Aim:
Quote the listing in full, exactly as given, minus any pictures.

Interface markup and scripts:
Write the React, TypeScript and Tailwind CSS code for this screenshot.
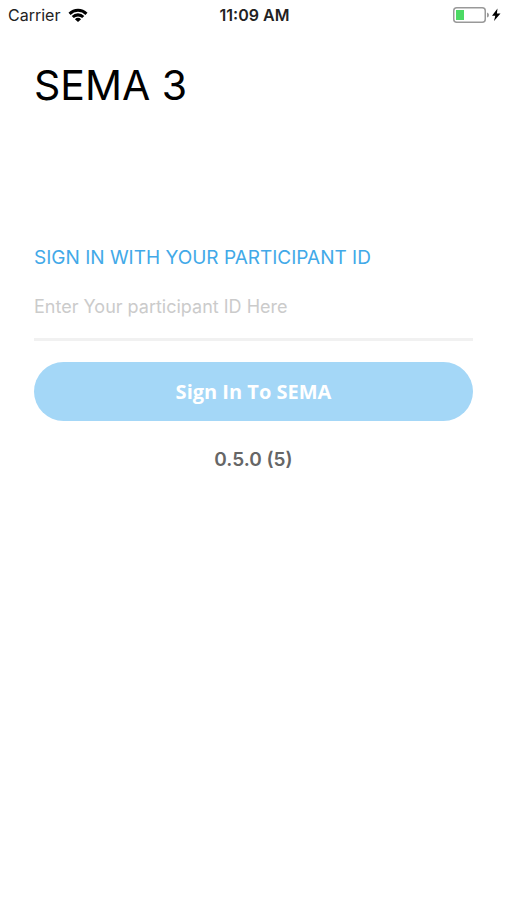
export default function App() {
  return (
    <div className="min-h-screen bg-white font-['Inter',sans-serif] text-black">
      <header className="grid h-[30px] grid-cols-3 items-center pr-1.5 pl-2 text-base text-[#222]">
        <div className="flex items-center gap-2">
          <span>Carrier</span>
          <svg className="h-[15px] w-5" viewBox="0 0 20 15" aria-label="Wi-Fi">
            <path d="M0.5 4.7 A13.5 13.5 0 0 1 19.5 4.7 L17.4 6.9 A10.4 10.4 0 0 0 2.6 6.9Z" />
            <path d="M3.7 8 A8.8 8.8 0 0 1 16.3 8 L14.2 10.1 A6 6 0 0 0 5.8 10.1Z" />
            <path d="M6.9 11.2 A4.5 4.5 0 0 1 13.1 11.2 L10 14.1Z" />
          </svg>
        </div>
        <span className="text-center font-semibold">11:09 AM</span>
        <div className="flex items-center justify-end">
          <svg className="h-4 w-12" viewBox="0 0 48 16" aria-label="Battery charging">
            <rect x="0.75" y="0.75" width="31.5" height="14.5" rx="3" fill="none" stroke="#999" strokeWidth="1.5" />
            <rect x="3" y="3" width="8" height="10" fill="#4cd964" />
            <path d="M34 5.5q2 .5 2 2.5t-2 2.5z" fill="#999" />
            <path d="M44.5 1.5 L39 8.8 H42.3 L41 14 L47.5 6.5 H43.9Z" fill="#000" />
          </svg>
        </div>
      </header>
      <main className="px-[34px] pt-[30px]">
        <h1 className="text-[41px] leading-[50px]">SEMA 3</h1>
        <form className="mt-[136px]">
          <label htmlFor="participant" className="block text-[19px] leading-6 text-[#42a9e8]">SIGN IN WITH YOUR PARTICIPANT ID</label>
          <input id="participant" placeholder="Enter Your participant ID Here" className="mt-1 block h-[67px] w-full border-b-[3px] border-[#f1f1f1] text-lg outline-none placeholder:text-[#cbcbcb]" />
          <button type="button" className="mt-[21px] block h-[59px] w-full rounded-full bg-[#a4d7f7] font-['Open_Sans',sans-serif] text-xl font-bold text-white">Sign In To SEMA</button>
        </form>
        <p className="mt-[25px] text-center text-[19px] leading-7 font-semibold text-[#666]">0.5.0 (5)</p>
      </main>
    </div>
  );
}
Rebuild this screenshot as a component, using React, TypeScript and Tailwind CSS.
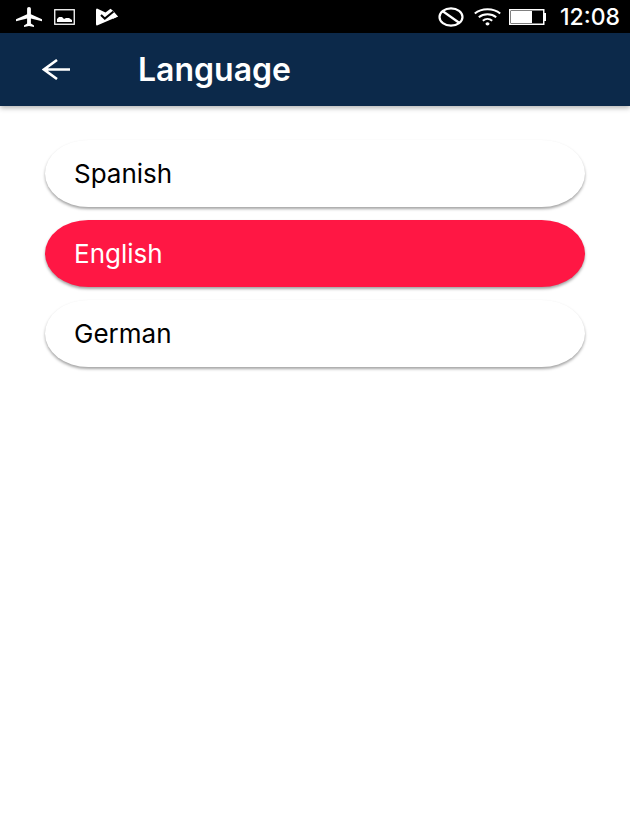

Correct answer:
Write the React, TypeScript and Tailwind CSS code for this screenshot.
export default function App() {
  return (
    <div className="min-h-screen bg-white font-['Inter',sans-serif] text-black">
      <header className="grid h-[30px] grid-cols-3 items-center pr-1.5 pl-2 text-base text-[#222]">
        <div className="flex items-center gap-2">
          <span>Carrier</span>
          <svg className="h-[15px] w-5" viewBox="0 0 20 15" aria-label="Wi-Fi">
            <path d="M0.5 4.7 A13.5 13.5 0 0 1 19.5 4.7 L17.4 6.9 A10.4 10.4 0 0 0 2.6 6.9Z" />
            <path d="M3.7 8 A8.8 8.8 0 0 1 16.3 8 L14.2 10.1 A6 6 0 0 0 5.8 10.1Z" />
            <path d="M6.9 11.2 A4.5 4.5 0 0 1 13.1 11.2 L10 14.1Z" />
          </svg>
        </div>
        <span className="text-center font-semibold">11:09 AM</span>
        <div className="flex items-center justify-end">
          <svg className="h-4 w-12" viewBox="0 0 48 16" aria-label="Battery charging">
            <rect x="0.75" y="0.75" width="31.5" height="14.5" rx="3" fill="none" stroke="#999" strokeWidth="1.5" />
            <rect x="3" y="3" width="8" height="10" fill="#4cd964" />
            <path d="M34 5.5q2 .5 2 2.5t-2 2.5z" fill="#999" />
            <path d="M44.5 1.5 L39 8.8 H42.3 L41 14 L47.5 6.5 H43.9Z" fill="#000" />
          </svg>
        </div>
      </header>
      <main className="px-[34px] pt-[30px]">
        <h1 className="text-[41px] leading-[50px]">SEMA 3</h1>
        <form className="mt-[136px]">
          <label htmlFor="participant" className="block text-[19px] leading-6 text-[#42a9e8]">SIGN IN WITH YOUR PARTICIPANT ID</label>
          <input id="participant" placeholder="Enter Your participant ID Here" className="mt-1 block h-[67px] w-full border-b-[3px] border-[#f1f1f1] text-lg outline-none placeholder:text-[#cbcbcb]" />
          <button type="button" className="mt-[21px] block h-[59px] w-full rounded-full bg-[#a4d7f7] font-['Open_Sans',sans-serif] text-xl font-bold text-white">Sign In To SEMA</button>
        </form>
        <p className="mt-[25px] text-center text-[19px] leading-7 font-semibold text-[#666]">0.5.0 (5)</p>
      </main>
    </div>
  );
}
Rebuild this screenshot as a component, using React, TypeScript and Tailwind CSS.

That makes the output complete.